TASK REQUIREMENTS
Reproduce the listing below character for character; drop every image.

GIVEN INFORMATION
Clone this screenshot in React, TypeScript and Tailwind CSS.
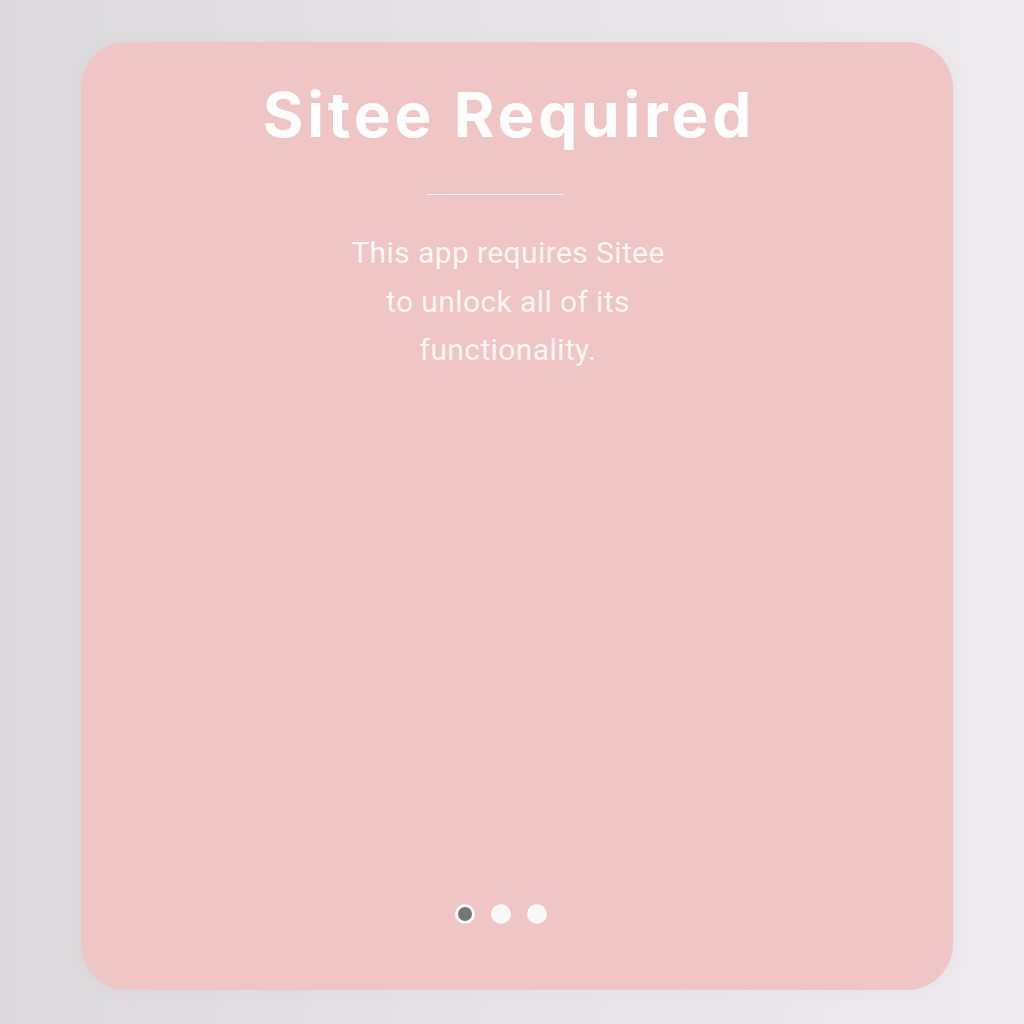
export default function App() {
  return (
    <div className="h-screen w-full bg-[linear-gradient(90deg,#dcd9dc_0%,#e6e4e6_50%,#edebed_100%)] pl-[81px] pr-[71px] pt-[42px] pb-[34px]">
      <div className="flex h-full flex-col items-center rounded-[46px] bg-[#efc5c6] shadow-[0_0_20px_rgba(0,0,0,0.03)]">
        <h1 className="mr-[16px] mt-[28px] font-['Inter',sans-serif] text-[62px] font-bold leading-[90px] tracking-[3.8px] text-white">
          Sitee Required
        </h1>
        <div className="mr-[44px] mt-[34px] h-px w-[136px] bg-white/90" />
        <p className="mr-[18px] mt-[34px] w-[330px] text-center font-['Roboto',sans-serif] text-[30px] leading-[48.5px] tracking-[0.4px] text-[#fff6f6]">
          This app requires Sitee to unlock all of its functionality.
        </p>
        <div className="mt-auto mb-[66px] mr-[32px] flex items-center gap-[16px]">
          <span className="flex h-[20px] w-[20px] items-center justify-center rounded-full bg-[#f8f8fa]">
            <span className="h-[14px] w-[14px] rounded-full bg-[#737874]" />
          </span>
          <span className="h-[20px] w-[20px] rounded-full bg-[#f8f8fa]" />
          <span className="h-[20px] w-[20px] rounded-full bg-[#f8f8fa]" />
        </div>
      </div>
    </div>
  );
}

REPLY TO THE TASK
Clone this screenshot in React, TypeScript and Tailwind CSS.
export default function App() {
  return (
    <div className="h-screen w-full bg-[linear-gradient(90deg,#dcd9dc_0%,#e6e4e6_50%,#edebed_100%)] pl-[81px] pr-[71px] pt-[42px] pb-[34px]">
      <div className="flex h-full flex-col items-center rounded-[46px] bg-[#efc5c6] shadow-[0_0_20px_rgba(0,0,0,0.03)]">
        <h1 className="mr-[16px] mt-[28px] font-['Inter',sans-serif] text-[62px] font-bold leading-[90px] tracking-[3.8px] text-white">
          Sitee Required
        </h1>
        <div className="mr-[44px] mt-[34px] h-px w-[136px] bg-white/90" />
        <p className="mr-[18px] mt-[34px] w-[330px] text-center font-['Roboto',sans-serif] text-[30px] leading-[48.5px] tracking-[0.4px] text-[#fff6f6]">
          This app requires Sitee to unlock all of its functionality.
        </p>
        <div className="mt-auto mb-[66px] mr-[32px] flex items-center gap-[16px]">
          <span className="flex h-[20px] w-[20px] items-center justify-center rounded-full bg-[#f8f8fa]">
            <span className="h-[14px] w-[14px] rounded-full bg-[#737874]" />
          </span>
          <span className="h-[20px] w-[20px] rounded-full bg-[#f8f8fa]" />
          <span className="h-[20px] w-[20px] rounded-full bg-[#f8f8fa]" />
        </div>
      </div>
    </div>
  );
}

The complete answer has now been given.